Moscou a par ailleurs annoncé l'envoi d'un avion spécial parti chercher les diplomates russes et leurs familles obligées de quitter les États-Unis dans les 72 heures. Selon la porte-parole de la diplomatie russe Maria Zakharova, 96 personnes au total vont quitter les É.-U..

Vers des sanctions plus fortes

Les sanctions ne s'arrêteront pas là, a précisé M. Obama, prévenant que son pays prendra d'autres mesures, y compris des opérations secrètes dont le public ne sera pas informé.

Ces annonces se veulent une réponse au «niveau inacceptable de harcèlement» subi depuis un an par les diplomates américains à Moscou de la part de la police ou des services de sécurité russes, selon Washington.

Barack Obama a également appelé à une sorte d'union sacrée internationale pour faire revenir Moscou dans le droit chemin et l'empêcher de mener des actions de déstabilisation dans des pays étrangers.
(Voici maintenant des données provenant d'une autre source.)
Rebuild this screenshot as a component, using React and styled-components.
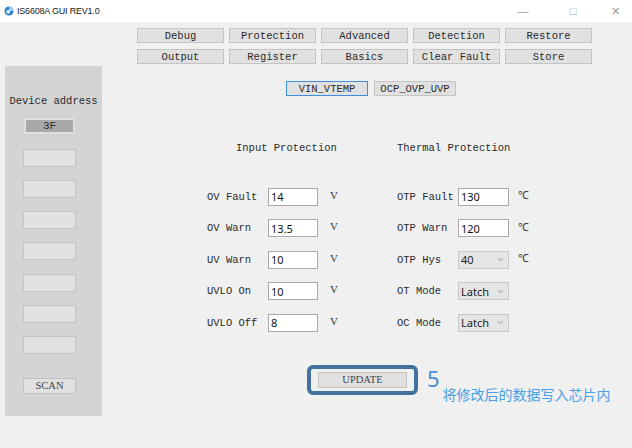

Les sanctions décidées par M. Obama sont une pierre dans le jardin de M. Trump, qui ne croit pas à l'ingérence de Moscou et veut réchauffer les relations américano-russes. Celui-ci s'est toutefois abstenu de critiquer directement les sanctions annoncées par Barack Obama.

Beaucoup de responsables républicains ne partagent pas la vision de M. Trump et sont favorables à davantage de sanctions contre Moscou.

Paul Ryan, président républicain de la Chambre des représentants, a estimé que les mesures annoncées «n'avaient que trop tardé». John McCain et Lindsey Graham, deux «faucons» républicains du Sénat, ont estimé que Moscou s'en tirait bien et promis d'«imposer des sanctions plus fortes».

Barack Obama a par ailleurs ordonné qu'un rapport complet sur les piratages informatiques menés pendant la campagne présidentielle lui soit remis avant son départ de la Maison-Blanche.

Selon un rapport de la CIA ayant fuité dans la presse, Moscou avait mené ces opérations pour faire gagner Donald Trump, qui a souvent loué les qualités de dirigeant du président russe Vladimir Poutine.

Cette affaire de piratage informatique inquiète jusqu'en Europe, où 2017 sera une année électorale en Allemagne et en France et où des responsables politiques s'inquiètent ouvertement de l'influence, voire de l'ingérence, de la Russie.